Le minacce dal carcere del baby boss Emanuele Marsicano: "Ti faccio saltare la casa in aria"
Dalle celle di Tolmezzo e Terni, il baby boss di Pianura, Emanuele Marsicano orchestrava un’escalation di violenza e intimidazioni a Napoli. Le intercettazioni hanno svelato un quadro inquietante del gruppo criminale che, anche dal carcere, continuava a dettare legge nel quartiere Pianura, costringendo commercianti e affiliati a versare “pizzo” e minacciando di morte i rivali.
Emanuele Marsicano, ritenuto il capo della famiglia Marsicano, non si è fatto scrupoli a lanciare minacce di morte da dietro le sbarre. In una conversazione intercettata, ha intimato a un “capo-piazza”: “Fagli mandare i soldi a casa mia… prega la Madonna che non esco da qui dentro… ti faccio saltare tutta la casa in aria”.

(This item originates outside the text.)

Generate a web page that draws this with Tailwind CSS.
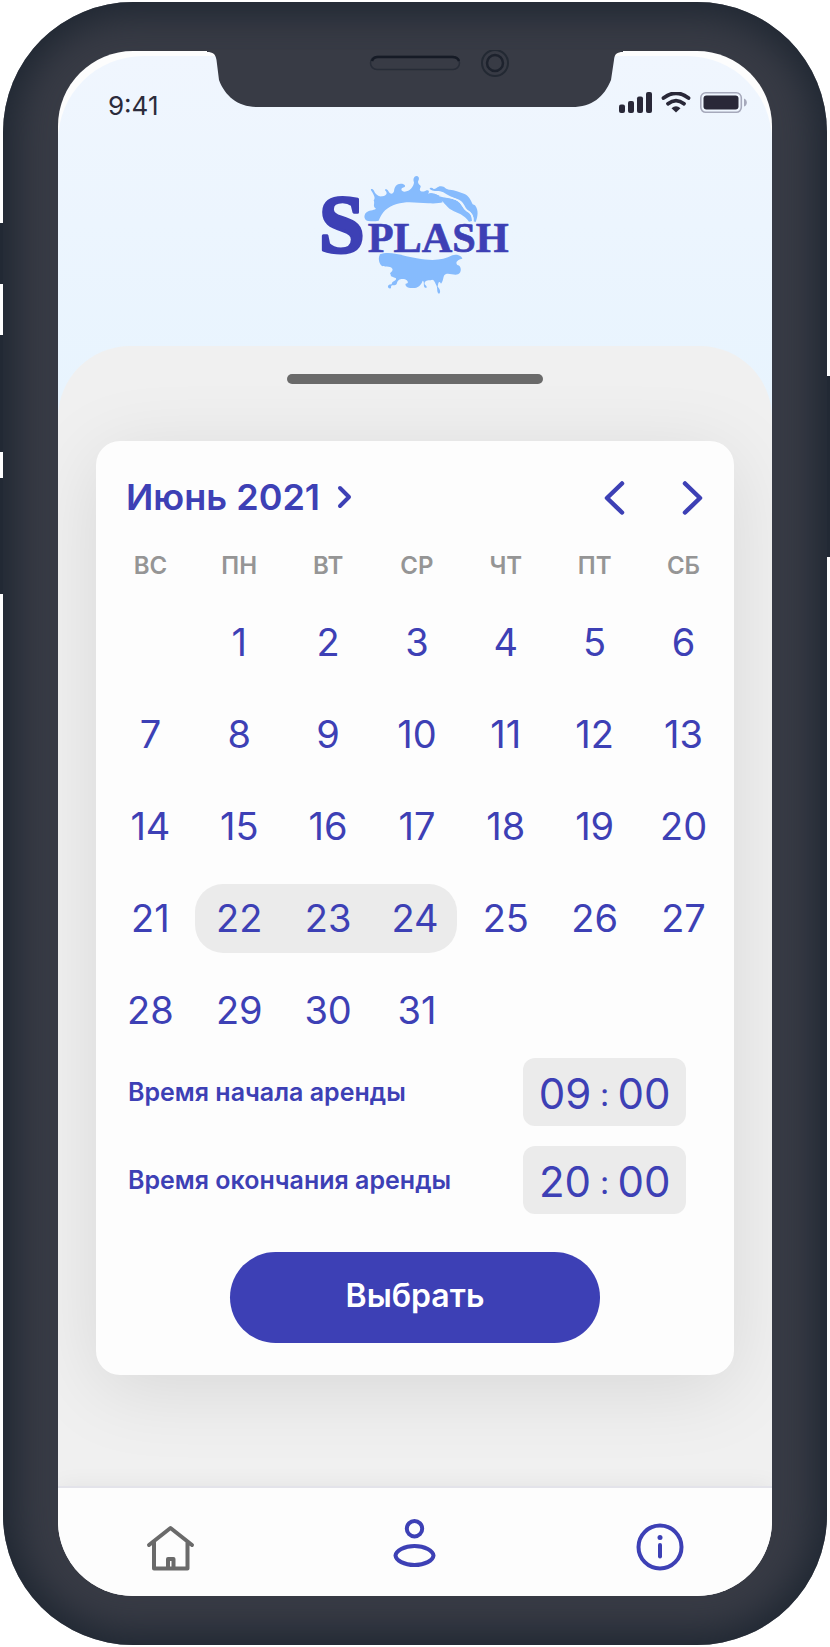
<!DOCTYPE html>
<html lang="ru">
<head>
<meta charset="utf-8">
<meta name="viewport" content="width=device-width, initial-scale=1">
<title>Splash</title>
<script src="https://cdn.jsdelivr.net/npm/@tailwindcss/browser@4"></script>
</head>
<body class="bg-white font-['Inter','Liberation_Sans',sans-serif] text-[#3d40b5]">
<div class="relative px-[3px] py-[2px]">
  <!-- side keys -->
  <div class="absolute left-0 top-[223px] h-[61px] w-1 bg-[#222934]"></div>
  <div class="absolute left-0 top-[335px] h-[117px] w-1 bg-[#222934]"></div>
  <div class="absolute left-0 top-[478px] h-[116px] w-1 bg-[#222934]"></div>
  <div class="absolute right-0 top-[376px] h-[181px] w-1 bg-[#222934]"></div>

  <div class="relative rounded-[130px] bg-[#383b45] px-[55px] py-[49px] shadow-[inset_0_0_36px_12px_#1f2732]">
    <!-- notch -->
    <svg class="absolute left-1/2 top-[48px] z-10 -ml-[208px] h-[60px] w-[416px]" viewBox="207 50 416 60" fill="none" aria-hidden="true">
      <path d="M207 50V52C213 52 215.500 54 216.500 60L219 80C225 96 238 107 257 107H572C592 107 604 97 611 80L614 60C614.500 54 617 52 623 52V50Z" fill="#383b45"/>
      <rect x="370.500" y="56.500" width="89" height="13" rx="6.500" stroke="#272c37" stroke-width="1.500"/>
      <path d="M372 61C373 58 375 57 378 57H452C455 57 458 58 459 61" stroke="#161b26" stroke-width="2.500"/>
      <circle cx="495" cy="63" r="13" stroke="#232933" stroke-width="2"/>
      <circle cx="495" cy="63" r="8" stroke="#1d222d" stroke-width="2.500"/>
    </svg>

    <main class="overflow-hidden rounded-[75px] bg-[#fdfdfd] pt-[5px]">
      <div class="rounded-t-[85px] bg-linear-to-b from-[#f0f6fe] to-[#e8f4fe] to-[340px]">
        <header class="flex flex-col pt-[31px]">
          <div class="flex h-8 items-center justify-between pl-[50px] pr-[24px] text-[#2b2b3b]">
            <span class="pt-1 text-[26px]">9:41</span>
            <svg class="h-[22px] w-[129px]" viewBox="619 92 129 22" fill="#292838" aria-hidden="true">
              <rect x="619" y="104.500" width="6" height="8.500" rx="2"/><rect x="628" y="101" width="6" height="12" rx="2"/><rect x="637" y="96.500" width="6" height="16.500" rx="2"/><rect x="646" y="92" width="6" height="21" rx="2"/>
              <path d="M663.500 98Q676 88.500 688.500 98M668 103.700Q676 97.500 684 103.700" fill="none" stroke="#292838" stroke-width="3.800" stroke-linecap="round"/>
              <path d="M671.500 108.200Q676 104.500 680.500 108.200L676 112.500Z"/>
              <rect x="700.800" y="92.800" width="40.500" height="19.500" rx="5" fill="none" stroke="#a6a9bb" stroke-width="1.600"/>
              <rect x="703.500" y="95.500" width="35" height="14" rx="3"/>
              <path d="M744 98.500Q746.800 99.500 746.800 102.500T744 106.500Z" fill="#a6a9bb"/>
            </svg>
          </div>
          <svg class="mx-auto mt-[41px] mb-[36px] h-[150px] w-[230px]" viewBox="0 0 690 450" role="img" aria-label="Splash">
            <g fill="#86bbfd">
              <path d="M206 183C192 182 190 166 198 158C206 150 220 152 228 146C216 140 226 130 221 121C229 114 218 99 213 91C211 85 218 86 221 91C227 105 236 111 247 109C260 107 264 100 255 91C254 86 262 87 265 93C270 104 279 104 282 94C283 80 290 71 302 71C316 71 318 79 312 82C300 84 303 95 314 95C330 95 341 80 342 67C338 58 342 48 350 48C360 50 357 59 354 65C354 75 366 75 361 83C356 93 365 98 377 92C386 88 390 94 384 101C400 94 424 109 428 127C420 130 404 131 385 130C350 128 320 122 290 132C260 141 246 157 236 182C225 184 216 184 206 183Z"/>
              <path d="M389 87C390 82 397 83 401 87C410 88 413 78 423 79C436 80 436 88 447 89C462 88 477 97 492 101C506 107 512 119 518 133L525 136C537 151 533 171 527 186L520 184C523 168 515 158 501 149C493 138 491 126 477 119C458 113 442 105 430 97C417 89 404 96 394 90Z"/>
              <path d="M402 101C425 110 455 112 475 124C487 134 487 146 501 155C513 161 515 170 516 183L507 185C492 163 473 160 455 150C437 139 429 122 416 113Z"/>
              <path d="M240 283C270 272 310 288 350 295C400 304 430 300 457 286C470 281 486 288 487 296C475 298 464 306 472 315C486 317 485 338 474 343C462 347 448 338 438 342C427 346 433 360 423 371C415 360 415 370 413 380C423 389 421 401 417 401C410 399 413 387 410 378C404 366 401 355 392 361C382 361 372 362 374 373C384 382 380 385 375 383C368 378 375 365 368 362C364 377 350 386 336 384C323 385 314 377 317 371C329 370 323 359 312 357C301 356 293 358 290 372C282 381 276 371 273 380C275 389 262 386 264 378C268 370 275 377 276 368C282 361 289 363 288 355C279 350 271 352 272 343C265 338 281 336 277 326C270 316 251 324 243 316C236 306 234 293 240 283Z"/>
              <path d="M418 107C445 114 458 112 473 121C490 131 486 143 502 152C515 159 520 170 519 185" fill="none" stroke="#edf5fd" stroke-width="4"/>
            </g>
            <g fill="#3d40b5" stroke="#3d40b5" stroke-linejoin="round" class="font-['Liberation_Serif',serif] font-bold">
              <text x="57" y="275" font-size="246" stroke-width="9">S</text>
              <text x="203" y="276" font-size="127" stroke-width="2">PLASH</text>
            </g>
          </svg>
        </header>

        <section class="rounded-t-[72px] bg-[#f0f0f0] px-[38px] pb-[111px] pt-[28px]">
          <div class="mx-auto h-[10px] w-64 rounded-full bg-[#6a6a6a]"></div>
          <div class="mt-[57px] rounded-3xl bg-[#fdfdfd] pb-8 pt-[30px] shadow-[0_14px_80px_rgba(0,0,0,0.1)]">
            <div class="flex h-[52px] items-center pl-[30px] pr-6">
              <button type="button" class="flex items-center gap-[17px] text-[36px] font-semibold">Июнь 2021
                <svg class="h-6 w-4" viewBox="0 0 16 24" fill="none" stroke="currentColor" stroke-width="4" stroke-linecap="round" stroke-linejoin="round" aria-hidden="true"><path d="M3 3L12 12L3 21"/></svg>
              </button>
              <div class="ml-auto flex gap-[42px]">
                <button type="button" aria-label="Предыдущий месяц"><svg class="size-9" viewBox="0 0 36 36" fill="none" stroke="currentColor" stroke-width="4.500" stroke-linecap="round" stroke-linejoin="round"><path d="M26 4.500L11 19L26 33.500"/></svg></button>
                <button type="button" aria-label="Следующий месяц"><svg class="size-9" viewBox="0 0 36 36" fill="none" stroke="currentColor" stroke-width="4.500" stroke-linecap="round" stroke-linejoin="round"><path d="M11 4.500L26 19L11 33.500"/></svg></button>
              </div>
            </div>
            <div class="mt-[13px] pl-[10px] pr-[6px]">
              <table class="w-full table-fixed text-center text-[38px] leading-[69px]">
                <thead>
                  <tr class="h-[60px] text-2xl text-[#959595]">
                    <th class="font-semibold">ВС</th><th class="font-semibold">ПН</th><th class="font-semibold">ВТ</th><th class="font-semibold">СР</th><th class="font-semibold">ЧТ</th><th class="font-semibold">ПТ</th><th class="font-semibold">СБ</th>
                  </tr>
                </thead>
                <tbody>
                  <tr class="h-[92px]"><td></td><td>1</td><td>2</td><td>3</td><td>4</td><td>5</td><td>6</td></tr>
                  <tr class="h-[92px]"><td>7</td><td>8</td><td>9</td><td>10</td><td>11</td><td>12</td><td>13</td></tr>
                  <tr class="h-[92px]"><td>14</td><td>15</td><td>16</td><td>17</td><td>18</td><td>19</td><td>20</td></tr>
                  <tr class="h-[92px]"><td>21</td><td><div class="rounded-l-[28px] bg-[#ebebeb]">22</div></td><td><div class="bg-[#ebebeb]">23</div></td><td class="pr-1"><div class="rounded-r-[28px] bg-[#ebebeb]">24</div></td><td>25</td><td>26</td><td>27</td></tr>
                  <tr class="h-[92px]"><td>28</td><td>29</td><td>30</td><td>31</td><td></td><td></td><td></td></tr>
                </tbody>
              </table>
            </div>
            <form class="flex flex-col gap-5 pt-[2px]">
              <div class="flex items-center justify-between pl-8 pr-12">
                <label for="start-h" class="pt-[2px] text-[25px] font-semibold">Время начала аренды</label>
                <div class="flex h-[68px] w-[163px] items-center rounded-xl bg-[#ebebeb] px-3 pt-[2px] text-[42px]">
                  <input id="start-h" value="09" inputmode="numeric" class="w-[60px] text-center">
                  <span class="w-5 pt-1 text-center text-[32px]">:</span>
                  <input aria-label="Минуты начала" value="00" inputmode="numeric" class="w-[60px] text-center">
                </div>
              </div>
              <div class="flex items-center justify-between pl-8 pr-12">
                <label for="end-h" class="pt-[2px] text-[25px] font-semibold">Время окончания аренды</label>
                <div class="flex h-[68px] w-[163px] items-center rounded-xl bg-[#ebebeb] px-3 pt-[2px] text-[42px]">
                  <input id="end-h" value="20" inputmode="numeric" class="w-[60px] text-center">
                  <span class="w-5 pt-1 text-center text-[32px]">:</span>
                  <input aria-label="Минуты окончания" value="00" inputmode="numeric" class="w-[60px] text-center">
                </div>
              </div>
              <button type="button" class="mx-auto mt-[18px] h-[91px] w-[370px] rounded-full bg-[#3d40b5] pb-1 text-[32px] font-semibold text-white">Выбрать</button>
            </form>
          </div>
        </section>
      </div>

      <nav class="relative flex h-[110px] items-start justify-between border-t-2 border-[#e3e3ea] bg-[#fdfdfd] px-[82px] pt-[29px] shadow-[0_0_22px_rgba(0,0,0,0.06)]">
        <a href="#home" aria-label="Главная" class="text-[#6a6a6a]"><svg class="size-[60px]" viewBox="0 0 60 60" fill="none" stroke="currentColor" stroke-width="4" stroke-linecap="round" stroke-linejoin="round"><path d="M9 28L30.500 11L52 28M14 25V51.500H47.500V25M28 51V42H33.500V51"/></svg></a>
        <a href="#profile" aria-label="Профиль"><svg class="size-[60px]" viewBox="0 0 60 60" fill="none" stroke="currentColor" stroke-width="4"><circle cx="29.500" cy="11.700" r="7.700"/><path d="M10.500 38.500C11 34 19 29 29.500 29S48 34 48.500 38.500C48 43.500 40 48 29.500 48S11 43.500 10.500 38.500Z"/></svg></a>
        <a href="#info" aria-label="Информация"><svg class="size-[60px]" viewBox="0 0 60 60" fill="none" stroke="currentColor" stroke-width="4"><circle cx="30" cy="30" r="21.500"/><circle cx="30" cy="20.500" r="2.500" fill="currentColor" stroke="none"/><path d="M30 28V39.500" stroke-linecap="round"/></svg></a>
      </nav>
    </main>
  </div>
</div>
</body>
</html>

Un’escalation di violenza che ha portato all’omicidio di Antonio Gaetano, detto “Biscotto”, dopo un tentativo di agguato fallito. Marsicano, sempre dal carcere di Terni, aveva minacciato direttamente Gaetano: “Fai una cosa, fai l’imbasciata a biscotto, diglielo: ‘fujetenne'”.
Ad agire fu, secondo gli investigatori, Patrizio Cuffaro (oggi tra gli arrestati) insieme con un complice non indentificato: i sicari gli esplosero contro cinque colpi di pistola calibro 9 ferendolo gravemente alle gambe.
Gaetano troverà la morte il 23 marzo 2023 a causa di un successivo agguato scattato mentre mentre la vittima era in auto sul lungomare di Napoli la notte del 12 marzo 2023. Il decesso sopraggiunse una decina di giorni dopo nell’ospedale San Paolo. Il raid fu eseguito dai killer nei pressi degli chalet di Mergellina a poca distanza da cui, una settimana dopo, venne ucciso da un colpo di pistola al petto l’aspirante pizzaiolo 18enne Francesco Pio Maimone, vittima innocente della criminalità.
L’uso del cellulare per gestire gli affari illeciti del clan viene documentato in più occasioni dagli inquirenti nel corso di questa indagine. Le estorsioni venivano imposte ai negozianti, a chi gestiva le piazze di spaccio e anche a chi vendeva le sigarette di contrabbando.
L’inchiesta della Squadra Mobile e della Dda di Napoli ha portato alla luce un sistema criminale ben oliato, dove le estorsioni erano all’ordine del giorno. I boss imponevano pesanti somme di denaro ai commercianti, ai gestori delle piazze di spaccio e persino a chi vendeva sigarette di contrabbando.